Le premier coup de pouce est donné par le Réseau Initiatives de Vannes qui leur débloque un prêt à taux zéro de 12.000€. La Fondation Michelin Développement suit en leur allouant une subvention de 1.500€. La région Bretagne accepte également de venir en soutien sur les investissements en matériel de production, à hauteur de 20% du montant des investissements. C’est un premier gage de confiance, mais le plus difficile est à venir. En effet, H2B veut faire l’acquisition d’un alambic qui coûte quand même la coquette somme de 120.000 euros. Il lui faut aussi trouver 100.000€ de plus pour financer l’achat des cuves et le matériel d’embouteillage.

« Là, on a fait tapis ! » lâche Bertrand. Comprendre, chacun a hypothéqué ce qu’il a pu. En parallèle, les associés se sont lancés dans le crowfunding en ligne, via GwenneG, une plateforme bretonne.

 

Les navigateurs connaissent ce qu'est le pot au noir. Cette fois, c'est un autre genre de pot au noir qui les attend car il s’agit cette fois d’éviter que le projet ne se retrouve encalminé.

« On a fait toutes les banques et, comme on s'y attendait, elles se sont montrées frileuses. Finalement, c’est LCL qui nous a consenti le gros prêt"  raconte Bertrand.

Ouf ! il est grand temps de hisser le pavillon de la Distillerie du Golfe et de son gin H2B…

« Nous avons commandé notre alambic "Stupfler", c’est ce qui se fait de mieux en France si l’on veut distiller en haute qualité. On espère le recevoir avant la fin de l’année » confie-t-il avec une petite pointe d'inquiétude.

 

Mais le temps presse. Alors, c’est en Charente que les trois compères sont allés distiller pour produire les 5.000 premières bouteilles.

 

« L’’intérêt était aussi de pouvoir distiller sur le même type d’alambic, ce qui nous permettait à la fois de nous familiariser à son utilisation et de bénéficier des conseils d’un professionnel expérimenté... »

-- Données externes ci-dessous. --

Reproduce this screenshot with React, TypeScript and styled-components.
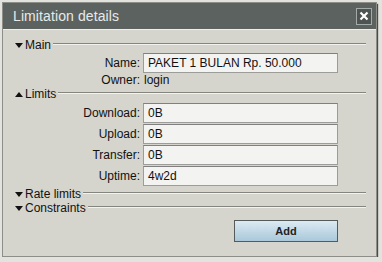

La commercialisation a débuté en janvier 2017 et la moitié du stock est déjà écoulée.

« Nous avons un très bon retour de la part des cavistes, restaurants, cocktail bars et épiceries, c’est encourageant. Le principe est de vendre en circuit court, en évitant les intermédiaires de la distribution. On vise un marché qui reste national » confie Bertrand.

«Les rôles sont maintenant bien répartis. Je suis en charge des finances et de la gestion (le cambusier). L'autre Bertrand s’occupe de la partie commerciale (le courtier maritime) et Henri est chargé de la distillation (le coq). Notre objectif pour l’heure est de vendre 1.000 bouteilles par mois...».

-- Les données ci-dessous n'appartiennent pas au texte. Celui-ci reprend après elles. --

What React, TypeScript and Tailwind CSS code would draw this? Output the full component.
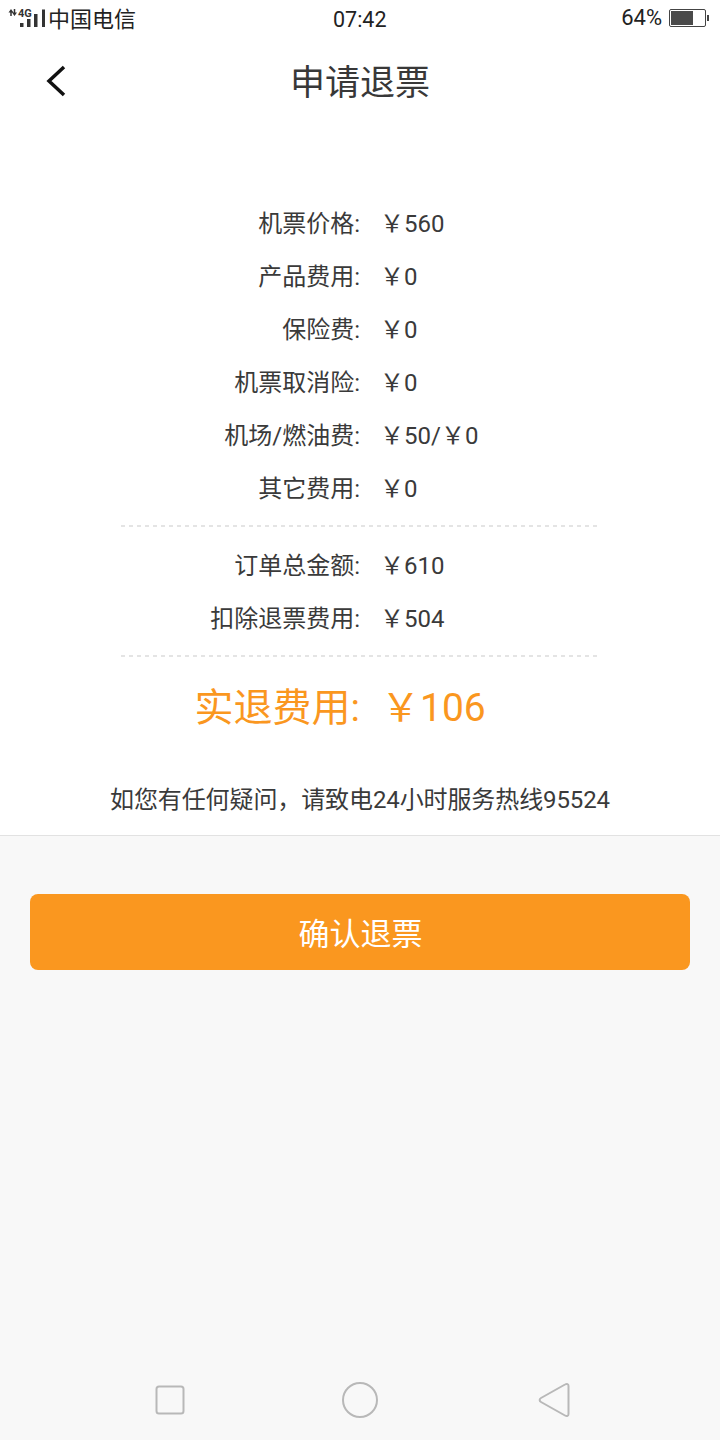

L’année prochaine, si tout va bien, la distillation du gin H2B devrait pouvoir se faire dans l’entrepôt de la Distillerie du Golfe, sur la Z.A de Plougoumelen, à une encablure d’Auray.

« On espère alors pouvoir commencer à se payer » conclut notre cambusier.

Un fois l’affaire sur ses rails, l’alambic Stupfler pourra être utilisé pour distiller cette fois du whisky et il faudra alors trouver une recette et un nom de whisky qui ressemble à nos aventuriers. En tout cas, tel est le projet de nos trois marins.